MATLAB is another good result for the 8565U, with an 8% gain present with the 15W configuration over the 8550U, while the 25W config jumps that up to a 14% gain. Again in this short-burst, single-core workload there’s not a lot of difference between most of Intel’s recent CPUs, and considering it also thrives on memory bandwidth where there has been virtually no improvement, we’re left with a big clumping at the top of the chart.
With 7-Zip we see small gen-on-gen improvements with Whiskey Lake again, mostly because this test is short and runs in the boost clock zone.
Adobe Photoshop shows some of the largest gains between generations with the 15W SKU delivering 13% more performance and the 25W SKU showing gains of 26%, much higher than the average.
It’s also worth looking at PCMark 10 where we see decent generational gains between each CPU again.
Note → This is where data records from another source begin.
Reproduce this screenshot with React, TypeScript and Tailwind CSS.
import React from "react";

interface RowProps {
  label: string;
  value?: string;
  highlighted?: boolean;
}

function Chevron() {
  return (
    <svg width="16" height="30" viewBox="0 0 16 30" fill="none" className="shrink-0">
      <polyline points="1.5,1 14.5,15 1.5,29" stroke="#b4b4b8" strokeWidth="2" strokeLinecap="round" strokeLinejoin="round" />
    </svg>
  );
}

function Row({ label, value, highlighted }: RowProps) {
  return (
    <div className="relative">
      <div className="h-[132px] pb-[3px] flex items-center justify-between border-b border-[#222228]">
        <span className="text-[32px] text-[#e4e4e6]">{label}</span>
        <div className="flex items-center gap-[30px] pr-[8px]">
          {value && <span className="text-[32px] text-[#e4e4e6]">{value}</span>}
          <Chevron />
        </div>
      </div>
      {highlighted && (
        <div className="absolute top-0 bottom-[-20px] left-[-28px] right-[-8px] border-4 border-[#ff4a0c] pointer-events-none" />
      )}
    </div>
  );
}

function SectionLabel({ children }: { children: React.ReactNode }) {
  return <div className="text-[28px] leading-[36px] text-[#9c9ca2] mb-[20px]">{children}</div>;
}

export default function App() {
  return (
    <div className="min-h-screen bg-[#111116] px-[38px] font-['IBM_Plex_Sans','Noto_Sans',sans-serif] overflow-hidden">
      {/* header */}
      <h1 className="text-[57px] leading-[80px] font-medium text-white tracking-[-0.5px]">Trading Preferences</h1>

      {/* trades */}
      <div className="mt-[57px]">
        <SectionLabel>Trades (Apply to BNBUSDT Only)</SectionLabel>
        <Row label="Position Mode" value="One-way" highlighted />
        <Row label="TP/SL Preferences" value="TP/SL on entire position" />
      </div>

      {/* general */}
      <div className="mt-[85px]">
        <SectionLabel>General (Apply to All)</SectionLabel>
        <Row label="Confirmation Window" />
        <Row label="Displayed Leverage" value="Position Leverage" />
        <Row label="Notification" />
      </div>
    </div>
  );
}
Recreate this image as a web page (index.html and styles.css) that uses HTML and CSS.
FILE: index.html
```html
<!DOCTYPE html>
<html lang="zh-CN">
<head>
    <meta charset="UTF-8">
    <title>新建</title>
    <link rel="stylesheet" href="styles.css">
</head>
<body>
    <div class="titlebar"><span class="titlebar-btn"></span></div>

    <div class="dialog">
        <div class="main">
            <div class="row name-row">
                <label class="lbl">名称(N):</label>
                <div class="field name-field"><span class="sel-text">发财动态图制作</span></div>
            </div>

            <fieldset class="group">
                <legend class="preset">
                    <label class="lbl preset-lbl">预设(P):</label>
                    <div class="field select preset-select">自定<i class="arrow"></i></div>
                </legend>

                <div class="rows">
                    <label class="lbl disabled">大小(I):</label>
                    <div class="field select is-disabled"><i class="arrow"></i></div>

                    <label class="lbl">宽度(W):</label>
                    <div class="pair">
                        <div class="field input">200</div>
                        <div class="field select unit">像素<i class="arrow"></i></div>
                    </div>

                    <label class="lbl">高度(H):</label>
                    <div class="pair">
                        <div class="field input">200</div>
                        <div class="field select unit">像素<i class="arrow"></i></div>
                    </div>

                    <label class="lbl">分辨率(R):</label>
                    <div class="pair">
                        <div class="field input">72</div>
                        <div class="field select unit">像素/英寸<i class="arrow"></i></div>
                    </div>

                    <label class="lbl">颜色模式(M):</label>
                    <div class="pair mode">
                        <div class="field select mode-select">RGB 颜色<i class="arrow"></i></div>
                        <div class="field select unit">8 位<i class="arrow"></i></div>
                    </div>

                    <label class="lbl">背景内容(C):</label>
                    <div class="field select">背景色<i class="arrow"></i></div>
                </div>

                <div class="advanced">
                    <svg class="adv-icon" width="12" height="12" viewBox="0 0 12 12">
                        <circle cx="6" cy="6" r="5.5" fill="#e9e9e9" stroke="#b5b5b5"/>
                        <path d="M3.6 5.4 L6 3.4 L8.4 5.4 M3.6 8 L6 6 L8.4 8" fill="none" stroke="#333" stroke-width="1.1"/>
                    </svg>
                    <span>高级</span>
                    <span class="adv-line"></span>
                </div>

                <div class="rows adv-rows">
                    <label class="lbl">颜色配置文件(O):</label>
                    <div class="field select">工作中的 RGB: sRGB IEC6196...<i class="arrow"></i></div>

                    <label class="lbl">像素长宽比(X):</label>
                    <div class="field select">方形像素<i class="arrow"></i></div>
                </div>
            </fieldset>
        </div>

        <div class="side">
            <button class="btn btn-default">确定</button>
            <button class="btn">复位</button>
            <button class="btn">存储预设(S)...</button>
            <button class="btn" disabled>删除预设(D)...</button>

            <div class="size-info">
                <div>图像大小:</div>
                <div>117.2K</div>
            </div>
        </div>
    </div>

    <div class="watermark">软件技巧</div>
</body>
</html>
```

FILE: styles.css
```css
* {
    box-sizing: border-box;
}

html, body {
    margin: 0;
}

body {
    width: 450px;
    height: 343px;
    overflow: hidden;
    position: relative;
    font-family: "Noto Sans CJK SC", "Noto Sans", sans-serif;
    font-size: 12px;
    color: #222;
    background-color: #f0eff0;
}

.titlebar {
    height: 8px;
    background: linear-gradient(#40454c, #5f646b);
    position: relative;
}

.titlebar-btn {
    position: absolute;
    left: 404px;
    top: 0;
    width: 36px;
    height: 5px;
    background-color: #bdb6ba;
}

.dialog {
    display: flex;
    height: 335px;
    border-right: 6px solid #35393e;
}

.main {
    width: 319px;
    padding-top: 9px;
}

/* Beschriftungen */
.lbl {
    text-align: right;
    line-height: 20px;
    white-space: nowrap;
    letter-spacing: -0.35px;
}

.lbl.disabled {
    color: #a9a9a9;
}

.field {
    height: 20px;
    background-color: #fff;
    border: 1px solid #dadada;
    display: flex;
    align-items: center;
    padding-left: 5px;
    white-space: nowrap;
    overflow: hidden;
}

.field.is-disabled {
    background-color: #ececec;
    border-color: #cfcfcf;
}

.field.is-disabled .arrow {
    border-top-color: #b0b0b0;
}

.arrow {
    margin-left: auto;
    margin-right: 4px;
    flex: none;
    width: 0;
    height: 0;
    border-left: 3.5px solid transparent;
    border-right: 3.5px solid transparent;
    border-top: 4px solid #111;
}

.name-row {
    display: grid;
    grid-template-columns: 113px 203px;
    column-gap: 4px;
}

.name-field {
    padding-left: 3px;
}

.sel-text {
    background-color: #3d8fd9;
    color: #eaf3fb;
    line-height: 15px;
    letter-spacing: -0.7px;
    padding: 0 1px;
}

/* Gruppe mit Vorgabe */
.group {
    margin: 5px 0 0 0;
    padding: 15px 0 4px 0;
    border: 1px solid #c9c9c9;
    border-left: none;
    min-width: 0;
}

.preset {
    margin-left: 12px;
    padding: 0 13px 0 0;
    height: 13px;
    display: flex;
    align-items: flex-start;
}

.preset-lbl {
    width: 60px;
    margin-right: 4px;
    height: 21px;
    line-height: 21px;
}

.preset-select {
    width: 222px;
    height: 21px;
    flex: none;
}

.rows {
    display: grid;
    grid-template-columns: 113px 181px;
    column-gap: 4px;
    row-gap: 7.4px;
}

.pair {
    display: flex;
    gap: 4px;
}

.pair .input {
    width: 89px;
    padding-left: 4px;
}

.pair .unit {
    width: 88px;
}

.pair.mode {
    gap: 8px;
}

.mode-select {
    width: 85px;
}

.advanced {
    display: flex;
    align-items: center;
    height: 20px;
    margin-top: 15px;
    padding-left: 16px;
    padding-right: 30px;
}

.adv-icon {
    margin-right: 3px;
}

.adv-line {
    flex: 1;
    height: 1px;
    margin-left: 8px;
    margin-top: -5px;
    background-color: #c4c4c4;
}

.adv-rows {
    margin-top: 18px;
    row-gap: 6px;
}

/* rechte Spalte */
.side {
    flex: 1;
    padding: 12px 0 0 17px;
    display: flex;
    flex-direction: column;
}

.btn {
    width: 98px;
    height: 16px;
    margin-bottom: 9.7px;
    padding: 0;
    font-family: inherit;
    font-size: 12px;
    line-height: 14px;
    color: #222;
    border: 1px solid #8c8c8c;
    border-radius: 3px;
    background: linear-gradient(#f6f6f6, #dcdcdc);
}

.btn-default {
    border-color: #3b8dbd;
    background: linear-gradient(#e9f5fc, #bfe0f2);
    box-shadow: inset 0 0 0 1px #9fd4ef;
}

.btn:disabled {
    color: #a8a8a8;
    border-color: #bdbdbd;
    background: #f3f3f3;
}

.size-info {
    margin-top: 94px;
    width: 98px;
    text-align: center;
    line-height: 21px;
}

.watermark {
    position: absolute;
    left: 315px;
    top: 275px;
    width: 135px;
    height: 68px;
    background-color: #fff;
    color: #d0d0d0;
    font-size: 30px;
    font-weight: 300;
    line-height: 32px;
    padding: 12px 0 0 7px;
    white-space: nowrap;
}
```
The 15W SKU provides 12% more performance, which is in line with some of the single-threaded short burst workloads we’ve seen, and that’s largely what PCMark tests.
Briefly touching on GPU performance, there’s not a lot to say considering there are no changes to the GPU in Whiskey Lake compared to Kaby Lake Refresh. Big gains are expected for the next generation, but we’re not getting anything here.
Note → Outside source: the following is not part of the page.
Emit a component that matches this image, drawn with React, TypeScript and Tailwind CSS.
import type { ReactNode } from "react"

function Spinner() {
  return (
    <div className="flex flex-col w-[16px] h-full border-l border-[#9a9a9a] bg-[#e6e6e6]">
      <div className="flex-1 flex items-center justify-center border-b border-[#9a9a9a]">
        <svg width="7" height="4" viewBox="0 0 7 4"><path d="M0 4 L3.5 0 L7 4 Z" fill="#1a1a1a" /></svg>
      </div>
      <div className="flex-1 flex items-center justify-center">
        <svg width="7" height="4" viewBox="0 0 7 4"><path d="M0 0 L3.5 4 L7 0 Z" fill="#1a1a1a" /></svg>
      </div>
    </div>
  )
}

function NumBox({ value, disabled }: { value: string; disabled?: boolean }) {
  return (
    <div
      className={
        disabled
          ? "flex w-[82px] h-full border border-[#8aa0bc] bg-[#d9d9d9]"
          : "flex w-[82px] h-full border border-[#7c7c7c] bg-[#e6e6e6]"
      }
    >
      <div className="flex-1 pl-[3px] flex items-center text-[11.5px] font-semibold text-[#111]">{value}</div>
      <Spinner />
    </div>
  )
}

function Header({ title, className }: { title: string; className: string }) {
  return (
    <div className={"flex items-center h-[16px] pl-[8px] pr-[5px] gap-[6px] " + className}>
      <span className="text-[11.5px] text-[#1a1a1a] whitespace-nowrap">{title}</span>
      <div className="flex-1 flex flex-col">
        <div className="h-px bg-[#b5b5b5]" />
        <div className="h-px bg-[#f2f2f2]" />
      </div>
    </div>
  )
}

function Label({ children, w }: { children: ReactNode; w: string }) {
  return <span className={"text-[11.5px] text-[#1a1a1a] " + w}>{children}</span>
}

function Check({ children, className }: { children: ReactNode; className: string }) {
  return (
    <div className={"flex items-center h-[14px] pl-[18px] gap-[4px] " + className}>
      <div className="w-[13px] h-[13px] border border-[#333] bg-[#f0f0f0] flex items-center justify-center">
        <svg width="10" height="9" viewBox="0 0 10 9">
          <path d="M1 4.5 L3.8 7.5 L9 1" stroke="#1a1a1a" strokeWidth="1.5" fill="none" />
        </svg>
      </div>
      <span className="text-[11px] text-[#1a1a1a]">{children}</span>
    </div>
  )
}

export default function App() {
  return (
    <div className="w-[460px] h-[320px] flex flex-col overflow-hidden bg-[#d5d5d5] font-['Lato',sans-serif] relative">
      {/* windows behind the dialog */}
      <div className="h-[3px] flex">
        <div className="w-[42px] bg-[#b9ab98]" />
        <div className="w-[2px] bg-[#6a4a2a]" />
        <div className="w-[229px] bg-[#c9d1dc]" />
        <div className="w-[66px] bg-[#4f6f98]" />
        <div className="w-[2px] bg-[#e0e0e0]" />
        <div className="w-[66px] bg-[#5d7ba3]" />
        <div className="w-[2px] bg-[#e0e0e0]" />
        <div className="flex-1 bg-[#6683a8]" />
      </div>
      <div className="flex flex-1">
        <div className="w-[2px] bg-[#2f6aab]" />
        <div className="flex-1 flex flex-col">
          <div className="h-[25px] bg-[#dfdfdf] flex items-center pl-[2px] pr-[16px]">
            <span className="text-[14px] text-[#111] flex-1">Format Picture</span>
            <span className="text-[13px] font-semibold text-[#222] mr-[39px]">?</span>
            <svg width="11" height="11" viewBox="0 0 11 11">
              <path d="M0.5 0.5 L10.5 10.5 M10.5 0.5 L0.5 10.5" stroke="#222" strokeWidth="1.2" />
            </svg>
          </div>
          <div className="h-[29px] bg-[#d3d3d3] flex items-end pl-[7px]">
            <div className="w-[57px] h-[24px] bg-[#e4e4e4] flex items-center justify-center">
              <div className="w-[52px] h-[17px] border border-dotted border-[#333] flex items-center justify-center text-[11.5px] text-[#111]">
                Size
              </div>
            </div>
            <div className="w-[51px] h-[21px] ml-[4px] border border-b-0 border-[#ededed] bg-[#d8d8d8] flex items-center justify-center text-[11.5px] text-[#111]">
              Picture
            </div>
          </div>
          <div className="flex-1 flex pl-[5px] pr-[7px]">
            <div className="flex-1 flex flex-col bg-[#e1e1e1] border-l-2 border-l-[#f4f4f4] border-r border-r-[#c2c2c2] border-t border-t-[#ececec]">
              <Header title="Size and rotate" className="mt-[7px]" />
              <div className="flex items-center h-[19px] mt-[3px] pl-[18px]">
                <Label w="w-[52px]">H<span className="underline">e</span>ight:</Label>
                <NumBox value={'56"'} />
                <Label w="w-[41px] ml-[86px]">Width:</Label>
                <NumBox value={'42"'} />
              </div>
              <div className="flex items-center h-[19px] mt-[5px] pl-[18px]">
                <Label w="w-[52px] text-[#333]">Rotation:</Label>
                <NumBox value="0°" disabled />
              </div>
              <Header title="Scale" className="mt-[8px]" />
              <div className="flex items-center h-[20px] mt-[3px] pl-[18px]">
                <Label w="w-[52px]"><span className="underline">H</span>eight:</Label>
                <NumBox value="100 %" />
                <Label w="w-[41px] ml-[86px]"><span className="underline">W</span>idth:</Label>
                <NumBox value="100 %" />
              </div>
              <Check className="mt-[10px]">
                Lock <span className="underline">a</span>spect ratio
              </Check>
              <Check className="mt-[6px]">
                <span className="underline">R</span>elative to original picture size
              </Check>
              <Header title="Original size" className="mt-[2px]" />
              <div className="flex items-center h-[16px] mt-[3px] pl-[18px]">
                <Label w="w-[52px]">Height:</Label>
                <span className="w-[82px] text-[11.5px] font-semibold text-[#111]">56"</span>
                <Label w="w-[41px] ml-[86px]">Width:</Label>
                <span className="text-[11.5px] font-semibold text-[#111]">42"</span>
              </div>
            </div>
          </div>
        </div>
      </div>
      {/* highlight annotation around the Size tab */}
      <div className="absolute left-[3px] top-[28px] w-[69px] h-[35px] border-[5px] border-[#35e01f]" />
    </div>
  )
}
Looking across our 3DMark workloads like Sky Diver, most of the gains you’re seeing are from higher CPU scores, while looking at pure GPU scores there is next to no improvement. In more GPU intensive workloads, Whiskey Lake still gets handily beaten by AMD’s Ryzen Mobile processors.
Let’s now look through some overall summaries of how the Core i7-8565U performs…
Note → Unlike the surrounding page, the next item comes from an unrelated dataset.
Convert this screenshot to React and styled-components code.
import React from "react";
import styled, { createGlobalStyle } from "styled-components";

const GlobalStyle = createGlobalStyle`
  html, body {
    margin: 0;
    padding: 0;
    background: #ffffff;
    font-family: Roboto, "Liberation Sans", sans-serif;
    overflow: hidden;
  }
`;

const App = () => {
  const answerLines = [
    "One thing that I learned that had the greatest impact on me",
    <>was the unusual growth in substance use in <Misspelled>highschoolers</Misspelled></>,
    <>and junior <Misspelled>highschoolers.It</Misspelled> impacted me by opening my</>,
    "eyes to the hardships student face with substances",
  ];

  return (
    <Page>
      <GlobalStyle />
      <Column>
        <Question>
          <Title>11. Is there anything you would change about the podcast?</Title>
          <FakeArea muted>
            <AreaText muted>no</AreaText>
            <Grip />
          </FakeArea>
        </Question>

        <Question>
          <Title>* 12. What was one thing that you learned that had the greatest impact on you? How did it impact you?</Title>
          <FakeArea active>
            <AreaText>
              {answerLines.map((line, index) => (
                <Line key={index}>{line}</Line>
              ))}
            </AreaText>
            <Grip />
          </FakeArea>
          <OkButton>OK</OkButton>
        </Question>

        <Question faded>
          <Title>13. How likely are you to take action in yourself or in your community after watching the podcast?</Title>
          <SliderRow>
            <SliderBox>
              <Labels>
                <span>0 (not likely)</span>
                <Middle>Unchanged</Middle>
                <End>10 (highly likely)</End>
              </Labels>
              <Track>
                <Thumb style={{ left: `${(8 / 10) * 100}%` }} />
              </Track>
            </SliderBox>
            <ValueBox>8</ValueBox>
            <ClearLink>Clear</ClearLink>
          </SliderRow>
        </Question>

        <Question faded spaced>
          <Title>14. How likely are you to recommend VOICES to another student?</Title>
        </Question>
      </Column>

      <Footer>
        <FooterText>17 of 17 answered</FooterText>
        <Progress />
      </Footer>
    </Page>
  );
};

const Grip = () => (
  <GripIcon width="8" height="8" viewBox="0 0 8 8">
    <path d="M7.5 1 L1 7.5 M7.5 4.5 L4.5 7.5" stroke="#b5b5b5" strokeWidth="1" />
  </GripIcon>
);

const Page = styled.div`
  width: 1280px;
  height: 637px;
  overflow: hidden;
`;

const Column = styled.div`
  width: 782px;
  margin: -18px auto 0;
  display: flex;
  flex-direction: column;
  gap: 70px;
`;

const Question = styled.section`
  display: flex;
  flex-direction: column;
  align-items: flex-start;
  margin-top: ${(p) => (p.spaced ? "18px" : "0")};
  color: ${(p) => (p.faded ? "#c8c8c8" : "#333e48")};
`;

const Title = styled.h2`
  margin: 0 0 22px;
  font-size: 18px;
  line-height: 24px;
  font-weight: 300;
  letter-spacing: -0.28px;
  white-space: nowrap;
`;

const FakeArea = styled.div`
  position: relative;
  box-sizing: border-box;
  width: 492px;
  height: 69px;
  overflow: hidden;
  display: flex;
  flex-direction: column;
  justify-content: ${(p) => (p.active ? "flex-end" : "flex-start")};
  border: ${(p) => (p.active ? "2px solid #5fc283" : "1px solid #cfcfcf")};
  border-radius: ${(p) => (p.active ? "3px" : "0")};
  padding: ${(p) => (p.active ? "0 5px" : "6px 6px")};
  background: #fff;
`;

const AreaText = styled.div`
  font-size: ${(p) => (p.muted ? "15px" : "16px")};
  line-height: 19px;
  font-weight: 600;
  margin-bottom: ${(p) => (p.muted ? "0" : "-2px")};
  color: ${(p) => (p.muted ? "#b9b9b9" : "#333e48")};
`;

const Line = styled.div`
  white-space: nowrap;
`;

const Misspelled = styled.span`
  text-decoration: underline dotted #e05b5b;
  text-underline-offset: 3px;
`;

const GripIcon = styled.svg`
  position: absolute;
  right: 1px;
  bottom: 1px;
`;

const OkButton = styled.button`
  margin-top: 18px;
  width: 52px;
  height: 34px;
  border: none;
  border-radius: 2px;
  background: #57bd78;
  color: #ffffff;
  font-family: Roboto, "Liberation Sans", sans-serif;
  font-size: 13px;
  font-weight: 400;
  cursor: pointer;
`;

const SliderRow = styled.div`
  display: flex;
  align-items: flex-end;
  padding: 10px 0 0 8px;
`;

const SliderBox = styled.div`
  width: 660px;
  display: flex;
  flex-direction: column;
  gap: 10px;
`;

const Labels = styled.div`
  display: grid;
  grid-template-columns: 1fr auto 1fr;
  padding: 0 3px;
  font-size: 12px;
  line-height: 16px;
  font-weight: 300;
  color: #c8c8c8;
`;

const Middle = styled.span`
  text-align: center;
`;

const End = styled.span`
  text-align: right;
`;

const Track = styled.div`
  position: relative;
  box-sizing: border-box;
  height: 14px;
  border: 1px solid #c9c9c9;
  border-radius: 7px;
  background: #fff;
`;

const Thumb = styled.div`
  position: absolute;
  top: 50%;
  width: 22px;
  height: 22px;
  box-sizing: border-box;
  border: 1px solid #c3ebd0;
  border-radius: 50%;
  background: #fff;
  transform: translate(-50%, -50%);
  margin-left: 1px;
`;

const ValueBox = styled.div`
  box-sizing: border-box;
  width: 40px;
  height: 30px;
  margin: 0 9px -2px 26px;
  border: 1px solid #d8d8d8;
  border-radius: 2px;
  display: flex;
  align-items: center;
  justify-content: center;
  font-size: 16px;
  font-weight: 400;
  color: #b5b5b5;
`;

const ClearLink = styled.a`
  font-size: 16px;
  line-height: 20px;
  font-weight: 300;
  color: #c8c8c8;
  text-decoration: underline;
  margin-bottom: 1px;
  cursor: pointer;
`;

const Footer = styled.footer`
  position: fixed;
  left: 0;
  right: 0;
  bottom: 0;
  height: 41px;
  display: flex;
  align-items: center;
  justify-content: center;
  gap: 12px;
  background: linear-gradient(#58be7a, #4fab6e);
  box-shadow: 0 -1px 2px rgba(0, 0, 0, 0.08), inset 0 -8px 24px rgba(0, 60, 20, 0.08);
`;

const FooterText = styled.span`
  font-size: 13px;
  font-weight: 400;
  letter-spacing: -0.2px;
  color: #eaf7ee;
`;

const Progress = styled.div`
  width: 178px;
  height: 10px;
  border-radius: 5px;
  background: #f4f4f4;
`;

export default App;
On average, the 15W configuration of the 8565U is 8% faster than the 8550U, though these gains largely appear in either single-threaded workloads, short workloads, or some combination of the two. In longer workloads like encoding, you can expect less than a 5% performance improvement.
When comparing 25W configurations, the gains are more significant. Here we’re up to a 15% improvement on average with quite a healthy gain in longer workloads. This is more in line with the clock speed differences between the two processors; the 8565U is simply clocked higher so you can expect it to perform better, especially with a higher power limit.
The 25W Core i7-8565U is also now delivering performance in line with the 45W Core i7-7700HQ in some workloads; the 8565U is less than one percent behind on average. This means that in the space of roughly two years, Intel has been able to take gaming laptop level CPU performance and put that into ultraportable-type chassis. Sure, you need to use the upper-end 25W configuration to achieve this, but it’s impressive nonetheless.
And finally comparing the 15W 8565U to even just the Core i7-7500U from a few years ago. It’s a no-contest. With double the core and thread count, the 8565U is on average 35% faster and that margin only increases when looking strictly at multi-core workloads. If you’re coming from a dual-core ultraportable to a quad-core Whiskey Lake system, expect to see significant performance improvements across all workloads, either from the doubling of cores or from large clock speed gains.
There are a couple of ways to look at what Whiskey Lake brings to the table. On one hand, there’s not a lot to be gained in its 15W configuration. We’re looking at mostly single-digit improvements and sometimes for longer workloads, no improvements compared to Kaby Lake Refresh. Intel’s 14nm node is clearly limiting and the shift to 14nm++ can only do so much.
The best you’ll get from Whiskey Lake is in its 25W configuration where performance improvements tend to match the clock speed gains more closely at around a 15% improvement. However it’s rare to find a 25W system. The 15W config is much more common, so for the majority of buyers looking at a Whiskey Lake system, there’s not a lot of incentive to upgrade from Kaby Lake Refresh or to buy a Whiskey Lake system if it costs more than a last-gen Kaby Lake-R machine.
However it’s hard not to be impressed with what Intel has achieved over the last few years without significant advances to process technology. Sure, on the desktop 14nm+++ is now a bit of a joke and performance gains – outside of increased core counts – are anywhere from unimpressive to non-existent.
But on the mobile side, within the same sorts of ultraportable laptop designs we’ve gone from two cores at modest clock speeds, to four cores at reasonably high clock speeds, on largely the same process node and architecture. Performance that used to be restricted to gaming laptops is now accessible in more portable form factors, which is very impressive.
And while Whiskey Lake isn’t a huge step over Kaby Lake Refresh, it will be a massive improvement to anyone upgrading from a 7th-gen system or earlier. Typical laptop upgrade cycles are quite long. If you’re using a four year old laptop for example, you can expect huge improvements upgrading to something 8th-gen. That said, I’d still shop around because you don’t necessarily need Whiskey Lake to access those gains, Kaby Lake-R is also fine.
There is still one lingering issue with Intel’s mobile processors, and that’s the GPU side. With basically zero improvement in this department for generations now, Intel is lagging way behind what is required for a modern ultraportable. AMD realized this as their beefy Vega GPU in their Ryzen Mobile APUs handily crush Intel’s integrated graphics. Lots of OEMs have also realized, and are starting to pair Nvidia’s MX150 discrete GPU with Intel’s 15W CPUs to get that extra GPU performance.
It does seem like Whiskey Lake is a bit of a stop gap until Intel can get their 10nm CPUs out the door at the end of 2019, which will bring a much larger and competitive Gen11 integrated GPU.
With only 5 to 15% performance gains on the CPU side, it’s all Intel could do at this point. OEMs are not exactly rushing out Whiskey Lake systems and we believe the small gains are a reflection of that.